About Our ALT and NLT Program

A to Z has 25 years of experience, specializing in the promotion of communicative ability in English classrooms and the support of boards of education, schools, and teachers.

To excel in our ever globalizing world, children now require leadership and communication abilities that transcend cultural differences. We understand that English education goals at the public school level may differ from school to school, and our aim is to support individual needs and hopes, for the future of our children, and the future of Japan.

Individual coordinators for individual schools

Our coordinators make periodical visits to assigned schools, offering both advice and support to boards of education and schools. Coordinators work closely with foreign language elementary school teachers to ensure a smooth working experience, and also with junior high school teachers to better bridge the link from elementary to junior high schools. By building a network of support, communication, and cooperation, A to Z coordinators are actively able to make the expectations of schools, boards of education, and teachers, a reality.

A true commitment to English Education

The town of Shimosuwa introduced the PLS Recipe system in 2004, the same year it was designated as a special English area by the government.
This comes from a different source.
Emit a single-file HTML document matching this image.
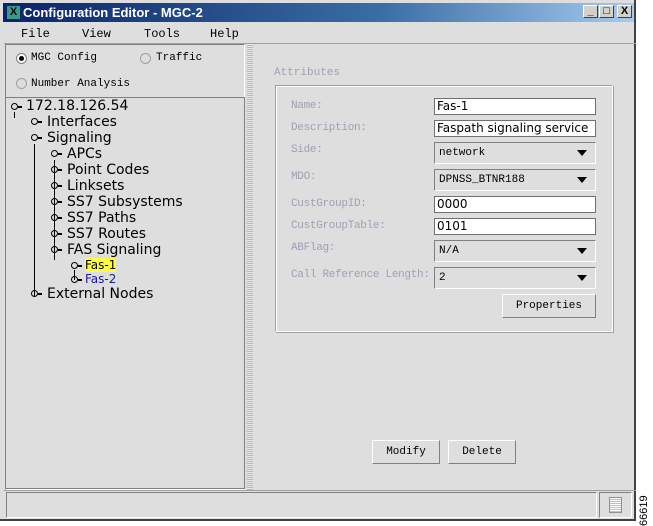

Together with elementary and junior high school teachers, A to Z is dedicated to the improvement of English education, in coordination with PLS Institute of English Education(PLS-IEE), whose Recipe System was developed by its Director Masumi Ormandy.
The Recipe Method is an approach that aims for natural language acquisition, like a child learning their native tongue, by matching content to students’ development levels. The success of the Recipe Method is based on two key points: a strong phonic program, and the teaching methods and materials of professionals with over 40 years of experience. Additionally, a constant focus on Homeroom Teacher (HRT) and Native Language Teacher (NLT) training seminars, combined with the advice of PLS Advisors, means our instructors are effective and efficient team teachers.

Through this commitment to learning, and through the knowledge and experience that have come with it, we at A to Z are doing our best to contribute to the constant improvement and development of English education in Nagano Prefecture.

NLTs (Native Language Teachers) differ to ALTs (Assistant Language Teachers) in that the NLT is the classroom leader. In an NLT classroom the main teaching is conducted by the foreign teacher with the Japanese teacher as support, whereas in ALT classrooms, these roles are reversed. NLTs are also responsible for the planning and progress of all their classes, and as such are recognized as professional. As part of their professional development, NLTs are required to take part in regular training seminars through the PLS Institute of English Education where they learn educational philosophy, classwork policy, teaching techniques, and most effective use of the system’s unique materials and activities.

Though some cities employ the Recipe method through NLTs, whilst others use their own original system through ALTs, we believe that a program linking both elementary and junior high schools is of great importance. Creating and strengthening such links will aid in the reduction of academic gaps that exist between students. So to help bridge these gaps, and to promote a stronger communicative focus in the classroom, we advocate the Recipe system.

What is the Recipe Method / PLS System?

The PLS System is a unique set of curricula, programs, activities, and games developed by Ray and Masumi Ormandy, who have over 40 years of experience in English education (ranging from kindergarten to university). A registered trademark since 2005, The PLS System encompasses original training materials and their correct usage as well as training and progress management systems for teachers and students.
The Recipe Method, based around adapting the PLS System to larger classes, is a 35 lesson curriculum instituted at public schools through which NLTs and HRTs work together as a team, teaching English to elementary and junior high school students. The Recipe Method includes thoroughly planned learning activities, teaching materials, and regular teacher training seminars.

More information can be found at the PLS web site ( http://www.pls-pec.co.jp/ )

The Recipe Method

  1. Variety – Teachers choose and combine activities from the curriculum, creating lessons with a focus on variety.
  2. Spiral focus – Lessons focus on continuous review, rather than one-shot, singular goal classes.
  3. Rhythm and Tempo – Emphasis is placed on keeping a quick rhythm throughout class to maintain student interest.
  4. Speedy – Short activity times (3~5 minutes each) mean a wide variety of English is covered in a short time.
  5. All English –Students learn English in English.

The main focus of this approach is to give students the chance to learn a language through experiencing it and using it. For this reason, explanations in Japanese are kept short and where possible avoided completely. The goal is to elicit spontaneous responses to a wide variety of input as well as encouraging student-initiated speech, so an all-English atmosphere is actively encouraged.

The role of Coordinators in the Recipe Method

Every Recipe English class contains an NLT and an HRT. The NLT is responsible for general class instruction and has the role of cross-cultural ambassador, whilst the HRT is responsible for the overall education of their class. These two teachers, working together, are expected to put their best efforts into making and giving high quality English lessons. A to Z coordinators act as advisors and support for NLTs and HRTs, ensuring smooth communication, and effective, efficient, and enjoyable lessons. They also serve as an important link between teachers, advisors, schools, and boards of education.